• **Objective**:
Repeat everything from the first line of the listing below through the line that contains "const Divider = ()", exactly. Leave out pictures.

• **Available data**:
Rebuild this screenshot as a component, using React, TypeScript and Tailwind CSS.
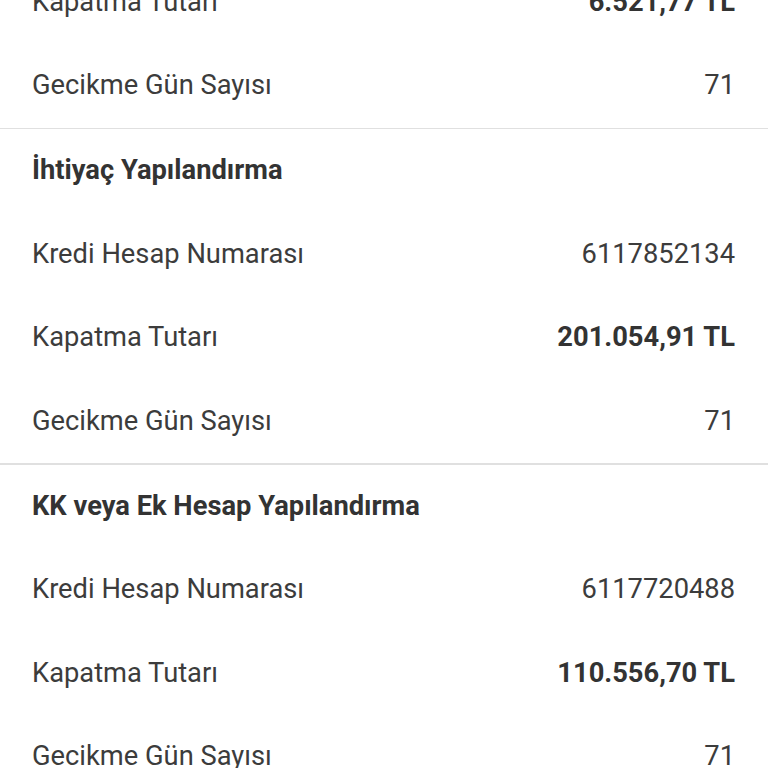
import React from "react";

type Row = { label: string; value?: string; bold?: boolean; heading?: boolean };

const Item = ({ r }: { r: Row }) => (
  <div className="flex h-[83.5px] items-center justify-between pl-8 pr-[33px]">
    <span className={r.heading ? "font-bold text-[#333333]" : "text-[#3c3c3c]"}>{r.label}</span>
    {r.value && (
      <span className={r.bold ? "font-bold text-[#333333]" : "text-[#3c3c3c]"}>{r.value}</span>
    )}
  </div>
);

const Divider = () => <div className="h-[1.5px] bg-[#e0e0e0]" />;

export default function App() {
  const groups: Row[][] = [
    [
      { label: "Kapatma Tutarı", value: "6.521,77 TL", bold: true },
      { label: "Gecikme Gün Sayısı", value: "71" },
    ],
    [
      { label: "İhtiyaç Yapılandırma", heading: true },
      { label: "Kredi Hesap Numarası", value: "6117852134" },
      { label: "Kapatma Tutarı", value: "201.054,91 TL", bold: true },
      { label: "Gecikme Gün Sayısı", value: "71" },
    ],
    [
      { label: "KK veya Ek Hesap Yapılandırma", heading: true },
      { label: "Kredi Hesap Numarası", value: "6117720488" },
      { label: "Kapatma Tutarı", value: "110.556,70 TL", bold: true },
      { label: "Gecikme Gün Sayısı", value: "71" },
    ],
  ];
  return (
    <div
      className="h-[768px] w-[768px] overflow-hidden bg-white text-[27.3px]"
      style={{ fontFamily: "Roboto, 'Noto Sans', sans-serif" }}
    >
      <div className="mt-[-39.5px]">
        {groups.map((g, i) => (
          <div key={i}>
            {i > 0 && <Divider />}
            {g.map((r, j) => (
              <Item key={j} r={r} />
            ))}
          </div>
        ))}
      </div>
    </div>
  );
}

• **Solution to the problem**:
Rebuild this screenshot as a component, using React, TypeScript and Tailwind CSS.
import React from "react";

type Row = { label: string; value?: string; bold?: boolean; heading?: boolean };

const Item = ({ r }: { r: Row }) => (
  <div className="flex h-[83.5px] items-center justify-between pl-8 pr-[33px]">
    <span className={r.heading ? "font-bold text-[#333333]" : "text-[#3c3c3c]"}>{r.label}</span>
    {r.value && (
      <span className={r.bold ? "font-bold text-[#333333]" : "text-[#3c3c3c]"}>{r.value}</span>
    )}
  </div>
);

const Divider = () => <div className="h-[1.5px] bg-[#e0e0e0]" />;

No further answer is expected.